A lista dos mais votados reforça essa leitura. José Antonio Kast ficou em segundo lugar, com 23,93%, seguido por Franco Parisi (19,71%), Johannes Kaiser (13,94%) e Evelyn Matthei (12,46%) — todos nomes vinculados ao campo conservador, que já declararam apoio a Kast para o segundo turno.
A consolidação desse bloco cria um cenário eleitoral amplamente favorável à direita, ampliando a probabilidade de alternância de poder no Chile e reforçando a inflexão política que tem caracterizado a região sul-americana nos últimos anos.

Essa configuração eleitoral cria um ambiente amplamente favorável a José Antonio Kast no segundo turno de dezembro, com alta probabilidade de uma vitória confortável — potencialmente superando a marca de 60% dos votos.
Trata-se de um cenário muito distinto daquele observado em 2021, quando Kast liderou o primeiro turno, mas acabou derrotado por Gabriel Boric na etapa final.
Agora, o movimento pendular da política chilena se inverteu com força, refletindo uma reacomodação ideológica mais ampla em curso no continente sul-americano.

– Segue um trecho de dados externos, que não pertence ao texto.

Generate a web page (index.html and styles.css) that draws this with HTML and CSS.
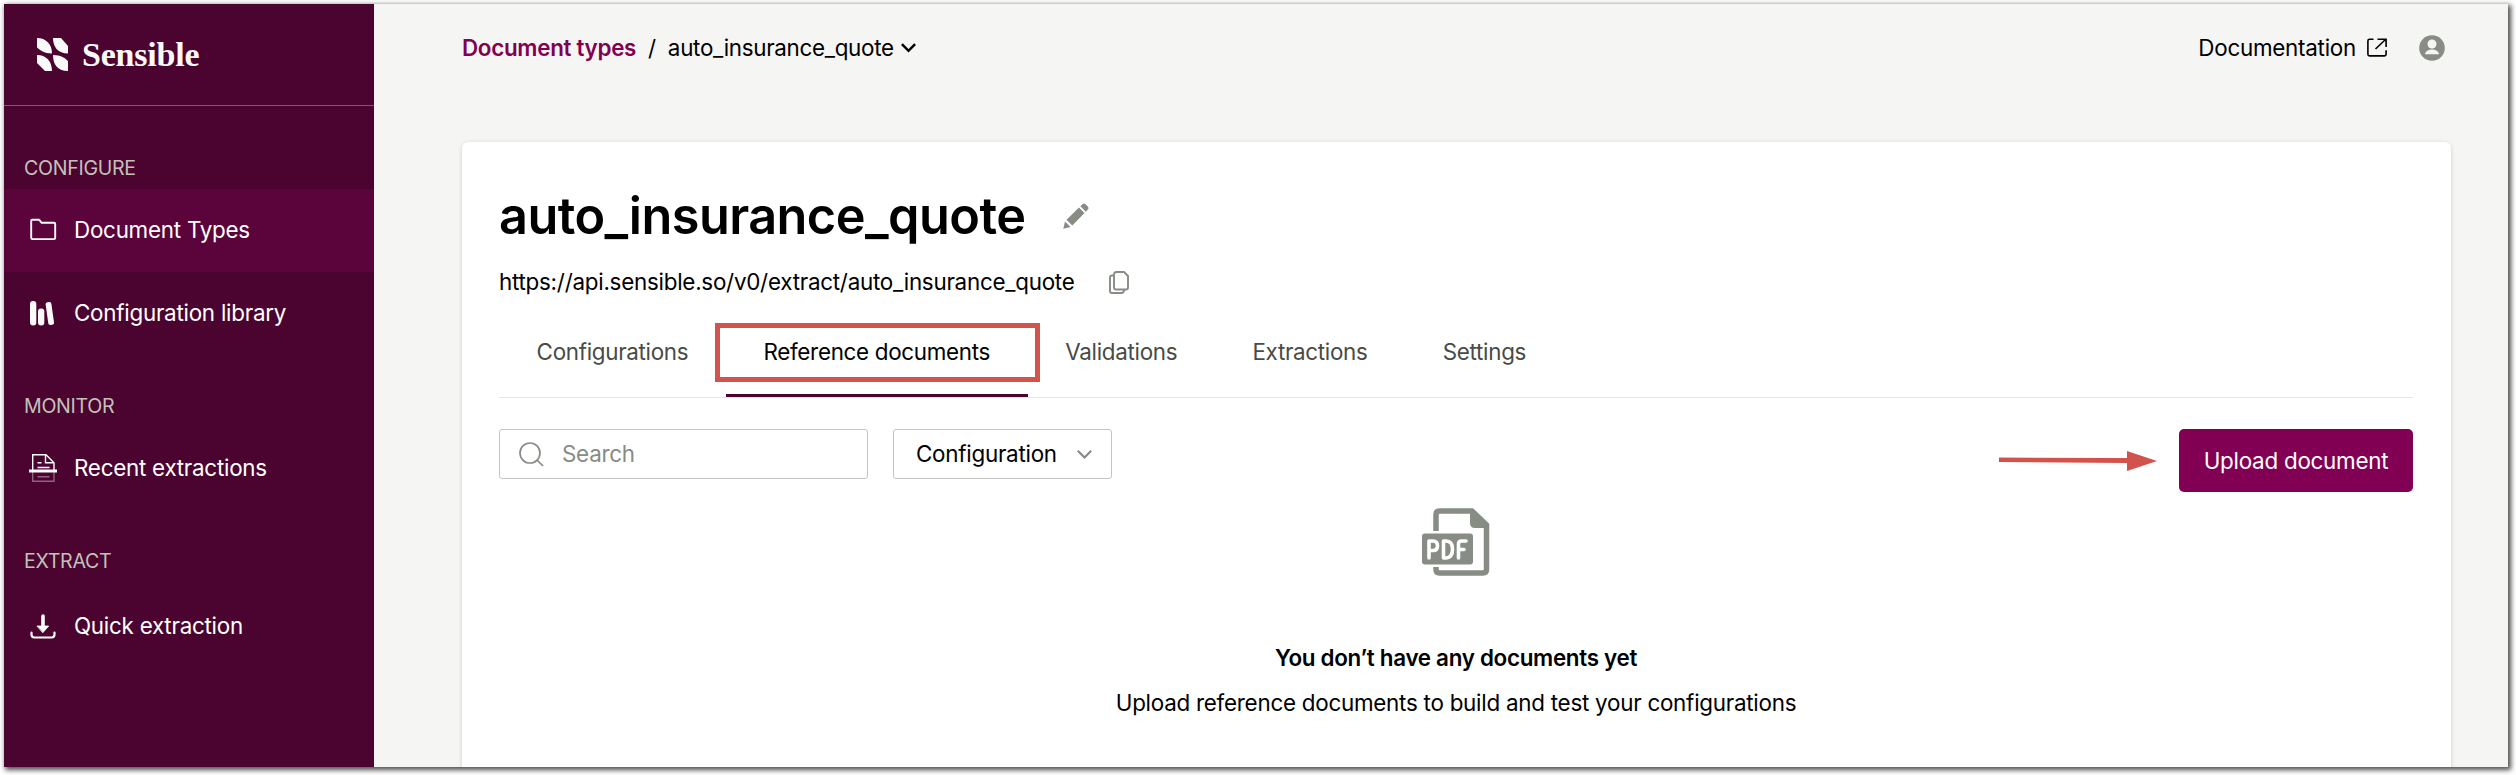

Esse reposicionamento do Chile se soma a uma dinâmica regional que deve ganhar intensidade nos próximos anos. Peru e Colômbia caminham para disputas presidenciais igualmente polarizadas em 2026, enquanto o Brasil pode ingressar no mesmo processo de recomposição das forças políticas.
No caso brasileiro, o rearranjo da oposição já começa a tomar forma: a construção de uma candidatura única avança de maneira mais visível, com crescente convergência em torno do nome do governador de São Paulo, Tarcísio de Freitas — algo que venho destacando desde 2023 e que hoje se cristaliza com mais nitidez no tabuleiro eleitoral.
O desfecho chileno, portanto, reforça a percepção de que o ambiente político da região segue em transformação e de que há espaço concreto para mudanças significativas também no Brasil.